§ **WHAT IS EXPECTED**: Output the data word for word, dropping every image.

§ **DATASET SECTION**:

--- start ---

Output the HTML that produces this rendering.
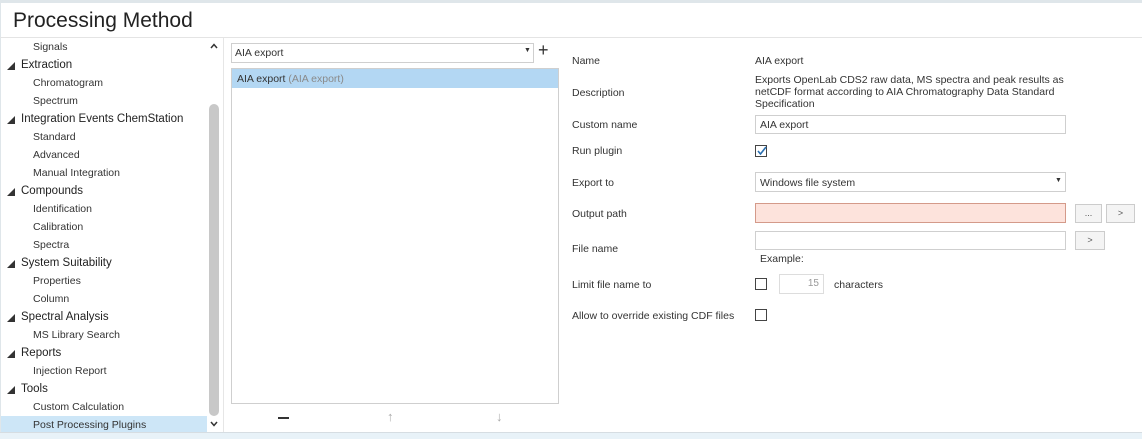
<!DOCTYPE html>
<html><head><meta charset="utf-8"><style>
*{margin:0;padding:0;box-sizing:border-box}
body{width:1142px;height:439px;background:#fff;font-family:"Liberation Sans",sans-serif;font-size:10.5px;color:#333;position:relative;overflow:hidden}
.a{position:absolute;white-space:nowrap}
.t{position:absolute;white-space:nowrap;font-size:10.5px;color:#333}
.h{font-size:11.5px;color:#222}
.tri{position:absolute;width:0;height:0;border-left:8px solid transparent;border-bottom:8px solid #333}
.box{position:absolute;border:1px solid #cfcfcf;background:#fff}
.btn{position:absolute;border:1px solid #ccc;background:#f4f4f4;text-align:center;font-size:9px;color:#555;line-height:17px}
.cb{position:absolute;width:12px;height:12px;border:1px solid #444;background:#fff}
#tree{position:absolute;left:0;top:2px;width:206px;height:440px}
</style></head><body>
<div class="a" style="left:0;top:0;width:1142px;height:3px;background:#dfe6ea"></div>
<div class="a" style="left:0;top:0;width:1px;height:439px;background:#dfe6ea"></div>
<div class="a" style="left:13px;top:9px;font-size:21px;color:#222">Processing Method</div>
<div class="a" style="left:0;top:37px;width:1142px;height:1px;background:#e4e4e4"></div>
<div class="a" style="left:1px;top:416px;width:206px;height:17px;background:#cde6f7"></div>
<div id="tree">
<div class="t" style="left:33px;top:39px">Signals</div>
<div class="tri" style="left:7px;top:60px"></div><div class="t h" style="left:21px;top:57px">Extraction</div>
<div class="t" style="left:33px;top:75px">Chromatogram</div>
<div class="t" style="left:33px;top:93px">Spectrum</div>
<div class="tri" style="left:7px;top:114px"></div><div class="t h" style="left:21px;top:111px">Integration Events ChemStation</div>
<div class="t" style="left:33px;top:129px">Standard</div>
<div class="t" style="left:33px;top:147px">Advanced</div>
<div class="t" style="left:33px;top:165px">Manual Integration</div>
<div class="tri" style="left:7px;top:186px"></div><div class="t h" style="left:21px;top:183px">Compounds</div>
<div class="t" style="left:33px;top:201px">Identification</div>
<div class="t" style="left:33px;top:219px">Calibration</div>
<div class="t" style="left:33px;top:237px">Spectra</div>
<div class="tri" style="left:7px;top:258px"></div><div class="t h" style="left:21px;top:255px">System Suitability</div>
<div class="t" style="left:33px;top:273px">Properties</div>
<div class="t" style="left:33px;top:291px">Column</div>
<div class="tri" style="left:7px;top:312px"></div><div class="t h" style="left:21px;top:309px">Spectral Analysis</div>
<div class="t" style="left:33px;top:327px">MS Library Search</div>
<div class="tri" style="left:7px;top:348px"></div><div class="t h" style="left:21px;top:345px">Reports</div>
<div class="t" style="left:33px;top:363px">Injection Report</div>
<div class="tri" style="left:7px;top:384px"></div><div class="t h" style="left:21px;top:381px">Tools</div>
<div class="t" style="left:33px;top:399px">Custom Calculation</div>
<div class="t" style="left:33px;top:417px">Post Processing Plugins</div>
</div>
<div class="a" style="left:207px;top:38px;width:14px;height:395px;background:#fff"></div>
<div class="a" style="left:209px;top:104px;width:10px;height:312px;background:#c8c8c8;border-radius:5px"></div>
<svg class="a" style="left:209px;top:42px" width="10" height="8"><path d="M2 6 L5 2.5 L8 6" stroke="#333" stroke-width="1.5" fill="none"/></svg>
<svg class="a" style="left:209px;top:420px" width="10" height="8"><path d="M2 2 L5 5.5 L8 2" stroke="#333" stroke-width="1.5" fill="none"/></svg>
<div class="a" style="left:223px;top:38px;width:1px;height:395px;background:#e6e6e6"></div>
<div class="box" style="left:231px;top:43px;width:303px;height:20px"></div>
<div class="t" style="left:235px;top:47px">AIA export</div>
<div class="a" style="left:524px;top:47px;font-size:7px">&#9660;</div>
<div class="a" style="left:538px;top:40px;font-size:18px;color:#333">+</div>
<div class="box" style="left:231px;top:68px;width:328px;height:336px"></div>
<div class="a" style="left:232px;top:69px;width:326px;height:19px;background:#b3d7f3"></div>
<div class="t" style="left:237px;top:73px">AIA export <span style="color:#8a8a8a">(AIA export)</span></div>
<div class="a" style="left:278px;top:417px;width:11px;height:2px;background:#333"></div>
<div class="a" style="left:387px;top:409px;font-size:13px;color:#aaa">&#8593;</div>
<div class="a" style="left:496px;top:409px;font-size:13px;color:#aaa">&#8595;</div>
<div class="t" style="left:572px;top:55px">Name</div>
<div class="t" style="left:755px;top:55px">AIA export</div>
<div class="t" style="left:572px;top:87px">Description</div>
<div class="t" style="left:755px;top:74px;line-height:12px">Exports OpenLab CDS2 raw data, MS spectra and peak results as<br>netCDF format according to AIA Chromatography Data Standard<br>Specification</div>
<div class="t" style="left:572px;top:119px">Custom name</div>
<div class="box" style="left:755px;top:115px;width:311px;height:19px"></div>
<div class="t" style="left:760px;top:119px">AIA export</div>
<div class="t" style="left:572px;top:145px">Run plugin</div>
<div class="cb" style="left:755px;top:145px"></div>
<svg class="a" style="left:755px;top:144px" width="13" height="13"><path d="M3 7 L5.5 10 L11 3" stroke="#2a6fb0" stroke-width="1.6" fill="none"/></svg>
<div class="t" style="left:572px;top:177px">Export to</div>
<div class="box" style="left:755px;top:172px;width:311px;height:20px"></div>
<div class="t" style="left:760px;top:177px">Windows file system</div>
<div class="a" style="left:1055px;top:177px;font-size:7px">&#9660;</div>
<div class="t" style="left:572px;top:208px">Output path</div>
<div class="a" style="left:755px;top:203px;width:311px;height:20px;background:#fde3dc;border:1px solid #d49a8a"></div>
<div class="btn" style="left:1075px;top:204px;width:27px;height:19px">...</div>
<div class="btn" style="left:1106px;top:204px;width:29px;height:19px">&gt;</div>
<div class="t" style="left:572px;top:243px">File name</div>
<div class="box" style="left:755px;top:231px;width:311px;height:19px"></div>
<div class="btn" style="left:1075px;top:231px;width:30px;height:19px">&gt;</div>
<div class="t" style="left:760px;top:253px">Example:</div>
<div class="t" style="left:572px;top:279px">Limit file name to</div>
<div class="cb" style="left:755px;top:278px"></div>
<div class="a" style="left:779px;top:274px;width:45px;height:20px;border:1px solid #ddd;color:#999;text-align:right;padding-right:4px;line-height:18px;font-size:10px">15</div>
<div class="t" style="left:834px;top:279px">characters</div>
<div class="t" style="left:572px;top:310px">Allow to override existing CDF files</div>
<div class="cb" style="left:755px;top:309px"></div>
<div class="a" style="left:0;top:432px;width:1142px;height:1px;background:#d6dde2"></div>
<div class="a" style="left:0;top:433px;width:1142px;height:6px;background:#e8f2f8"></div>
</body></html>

--- end ---

§ **ANSWER BELOW**:
Output the HTML that produces this rendering.
<!DOCTYPE html>
<html><head><meta charset="utf-8"><style>
*{margin:0;padding:0;box-sizing:border-box}
body{width:1142px;height:439px;background:#fff;font-family:"Liberation Sans",sans-serif;font-size:10.5px;color:#333;position:relative;overflow:hidden}
.a{position:absolute;white-space:nowrap}
.t{position:absolute;white-space:nowrap;font-size:10.5px;color:#333}
.h{font-size:11.5px;color:#222}
.tri{position:absolute;width:0;height:0;border-left:8px solid transparent;border-bottom:8px solid #333}
.box{position:absolute;border:1px solid #cfcfcf;background:#fff}
.btn{position:absolute;border:1px solid #ccc;background:#f4f4f4;text-align:center;font-size:9px;color:#555;line-height:17px}
.cb{position:absolute;width:12px;height:12px;border:1px solid #444;background:#fff}
#tree{position:absolute;left:0;top:2px;width:206px;height:440px}
</style></head><body>
<div class="a" style="left:0;top:0;width:1142px;height:3px;background:#dfe6ea"></div>
<div class="a" style="left:0;top:0;width:1px;height:439px;background:#dfe6ea"></div>
<div class="a" style="left:13px;top:9px;font-size:21px;color:#222">Processing Method</div>
<div class="a" style="left:0;top:37px;width:1142px;height:1px;background:#e4e4e4"></div>
<div class="a" style="left:1px;top:416px;width:206px;height:17px;background:#cde6f7"></div>
<div id="tree">
<div class="t" style="left:33px;top:39px">Signals</div>
<div class="tri" style="left:7px;top:60px"></div><div class="t h" style="left:21px;top:57px">Extraction</div>
<div class="t" style="left:33px;top:75px">Chromatogram</div>
<div class="t" style="left:33px;top:93px">Spectrum</div>
<div class="tri" style="left:7px;top:114px"></div><div class="t h" style="left:21px;top:111px">Integration Events ChemStation</div>
<div class="t" style="left:33px;top:129px">Standard</div>
<div class="t" style="left:33px;top:147px">Advanced</div>
<div class="t" style="left:33px;top:165px">Manual Integration</div>
<div class="tri" style="left:7px;top:186px"></div><div class="t h" style="left:21px;top:183px">Compounds</div>
<div class="t" style="left:33px;top:201px">Identification</div>
<div class="t" style="left:33px;top:219px">Calibration</div>
<div class="t" style="left:33px;top:237px">Spectra</div>
<div class="tri" style="left:7px;top:258px"></div><div class="t h" style="left:21px;top:255px">System Suitability</div>
<div class="t" style="left:33px;top:273px">Properties</div>
<div class="t" style="left:33px;top:291px">Column</div>
<div class="tri" style="left:7px;top:312px"></div><div class="t h" style="left:21px;top:309px">Spectral Analysis</div>
<div class="t" style="left:33px;top:327px">MS Library Search</div>
<div class="tri" style="left:7px;top:348px"></div><div class="t h" style="left:21px;top:345px">Reports</div>
<div class="t" style="left:33px;top:363px">Injection Report</div>
<div class="tri" style="left:7px;top:384px"></div><div class="t h" style="left:21px;top:381px">Tools</div>
<div class="t" style="left:33px;top:399px">Custom Calculation</div>
<div class="t" style="left:33px;top:417px">Post Processing Plugins</div>
</div>
<div class="a" style="left:207px;top:38px;width:14px;height:395px;background:#fff"></div>
<div class="a" style="left:209px;top:104px;width:10px;height:312px;background:#c8c8c8;border-radius:5px"></div>
<svg class="a" style="left:209px;top:42px" width="10" height="8"><path d="M2 6 L5 2.5 L8 6" stroke="#333" stroke-width="1.5" fill="none"/></svg>
<svg class="a" style="left:209px;top:420px" width="10" height="8"><path d="M2 2 L5 5.5 L8 2" stroke="#333" stroke-width="1.5" fill="none"/></svg>
<div class="a" style="left:223px;top:38px;width:1px;height:395px;background:#e6e6e6"></div>
<div class="box" style="left:231px;top:43px;width:303px;height:20px"></div>
<div class="t" style="left:235px;top:47px">AIA export</div>
<div class="a" style="left:524px;top:47px;font-size:7px">&#9660;</div>
<div class="a" style="left:538px;top:40px;font-size:18px;color:#333">+</div>
<div class="box" style="left:231px;top:68px;width:328px;height:336px"></div>
<div class="a" style="left:232px;top:69px;width:326px;height:19px;background:#b3d7f3"></div>
<div class="t" style="left:237px;top:73px">AIA export <span style="color:#8a8a8a">(AIA export)</span></div>
<div class="a" style="left:278px;top:417px;width:11px;height:2px;background:#333"></div>
<div class="a" style="left:387px;top:409px;font-size:13px;color:#aaa">&#8593;</div>
<div class="a" style="left:496px;top:409px;font-size:13px;color:#aaa">&#8595;</div>
<div class="t" style="left:572px;top:55px">Name</div>
<div class="t" style="left:755px;top:55px">AIA export</div>
<div class="t" style="left:572px;top:87px">Description</div>
<div class="t" style="left:755px;top:74px;line-height:12px">Exports OpenLab CDS2 raw data, MS spectra and peak results as<br>netCDF format according to AIA Chromatography Data Standard<br>Specification</div>
<div class="t" style="left:572px;top:119px">Custom name</div>
<div class="box" style="left:755px;top:115px;width:311px;height:19px"></div>
<div class="t" style="left:760px;top:119px">AIA export</div>
<div class="t" style="left:572px;top:145px">Run plugin</div>
<div class="cb" style="left:755px;top:145px"></div>
<svg class="a" style="left:755px;top:144px" width="13" height="13"><path d="M3 7 L5.5 10 L11 3" stroke="#2a6fb0" stroke-width="1.6" fill="none"/></svg>
<div class="t" style="left:572px;top:177px">Export to</div>
<div class="box" style="left:755px;top:172px;width:311px;height:20px"></div>
<div class="t" style="left:760px;top:177px">Windows file system</div>
<div class="a" style="left:1055px;top:177px;font-size:7px">&#9660;</div>
<div class="t" style="left:572px;top:208px">Output path</div>
<div class="a" style="left:755px;top:203px;width:311px;height:20px;background:#fde3dc;border:1px solid #d49a8a"></div>
<div class="btn" style="left:1075px;top:204px;width:27px;height:19px">...</div>
<div class="btn" style="left:1106px;top:204px;width:29px;height:19px">&gt;</div>
<div class="t" style="left:572px;top:243px">File name</div>
<div class="box" style="left:755px;top:231px;width:311px;height:19px"></div>
<div class="btn" style="left:1075px;top:231px;width:30px;height:19px">&gt;</div>
<div class="t" style="left:760px;top:253px">Example:</div>
<div class="t" style="left:572px;top:279px">Limit file name to</div>
<div class="cb" style="left:755px;top:278px"></div>
<div class="a" style="left:779px;top:274px;width:45px;height:20px;border:1px solid #ddd;color:#999;text-align:right;padding-right:4px;line-height:18px;font-size:10px">15</div>
<div class="t" style="left:834px;top:279px">characters</div>
<div class="t" style="left:572px;top:310px">Allow to override existing CDF files</div>
<div class="cb" style="left:755px;top:309px"></div>
<div class="a" style="left:0;top:432px;width:1142px;height:1px;background:#d6dde2"></div>
<div class="a" style="left:0;top:433px;width:1142px;height:6px;background:#e8f2f8"></div>
</body></html>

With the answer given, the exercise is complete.